There are also all sorts of unholy concoctions that are trending at various times. One of them is, horribly, Jelly Coffee. It’s ca phe sua da with chunks of gelatin in it. It’s horrendous. Don’t do it. They don’t even eat the jelly. It doesn’t even dissolve, or whatever. It’s just… ugh. Just don’t.

Cafe Sonate’s patio.

The most reliable chains in HCMC are Trung Nguyen Coffee (options of different kinds of beans) and Highlands Coffee (pedestrian, but they all speak English). Trung Nguyen has recently bought an entire town in Wyoming at auction. Buford, famous for it’s population of 1, has had its name changed to PhinDeli Town and the Vietnamese brand hopes to launch a full-scale assault on America’s coffee tastebuds in the coming years. It’s an audacious scheme, and one I sort of hope to see succeed – it’s so Vietnamese. This is their answer to seeing Starbucks encroach upon their home turf.

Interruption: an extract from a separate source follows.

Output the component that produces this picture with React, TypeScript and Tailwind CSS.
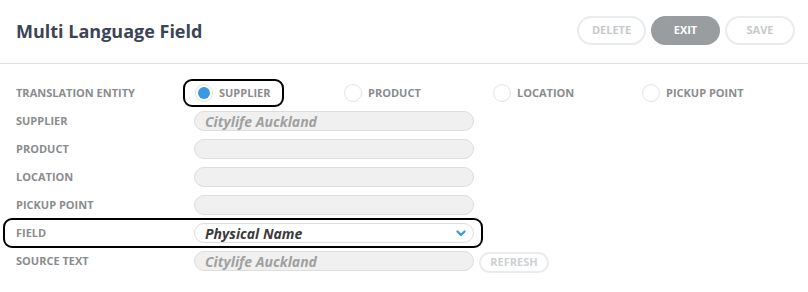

The best cafes, however, are the ones off the beaten path. Those cafes that exist in back alleys, with groves of bamboo protecting you from the outside air or waterfalls running over stones as you sip, the ones that offer great coffee AND a fantastic escape from the hustle, bustle, and pollution of the normal city… those are the ones that make you sit back, sigh, and think: man, I’ve really got it made right now. Let your worries float away, order that extra orange juice on ice (cam vat), and love your life.

The Vine’s patio.

I’ve got a few favorites: Cafe Sonate in D1, The Vine in D. Phu Nhuan, and my local cafe-with-beach-chairs-facing-the-street in D3 – it probably has a name, but I don’t know it. I just know they’ve stopped charging me the foreigners price, and it’s a great place to congregate and catch a football game on certain nights. And I don’t even care about soccer.

And… how to tell if your street coffee has margarine in it? Easy. Does it taste like chocolate frosting distilled through a vat of oil? Margarine. Easy way to save money, I guess. Still, gross.

So yeah, coffee. Vietnam. Get into it. You won’t be disappointed, I promise.